Re-examine all you have been told… Dismiss what insults your Soul.”
Why is it necessary to quote others if we are all of the same consciousness?
Myths and legends die hard in America. We love them for the extra dimension they provide, the illusion of near-infinite possibility to erase the narrow confines of most men’s reality. Weird heroes and mould-breaking champions exist as living proof to those who need it that the tyranny of ‘the rat race’ is not yet final.”
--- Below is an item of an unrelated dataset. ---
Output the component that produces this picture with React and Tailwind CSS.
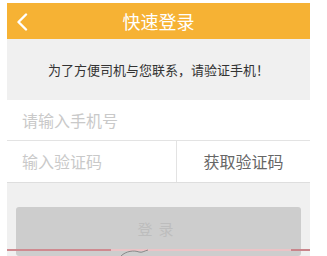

- Hunter S. Thompson, The Great Shark Hunt: Strange Tales from a Strange Time
Having others who have done it, and can speak about it well (again, whose words can be boiled down into feeling)points the way, gives guide to all who might be otherwise lost in a sea of uncertainty, not knowing whence they came or where to go.
Be deeply reverent as you move towards shore
- Joanne Kyger
It is deeply important for Americans to have these guides. America, who has somehow wound up in a state of empire, subjecting its will upon the countries of other peoples, and whose own people are often barely even aware of that fact, need words that can be boiled down into simple gut-shot feeling to light the way. America is young, and needs guidance.
America has not even begun as yet. This continent is seed
- Diane di Prima, “Revolutionary Letter #10
They don’t necessarily have to look to these writers. They need only look for what rings true to their ears, whatever shines light on the darkness, anything that makes them more self-aware, and world-aware, and eternity-aware.
“Whatever satisfies the soul is truth.”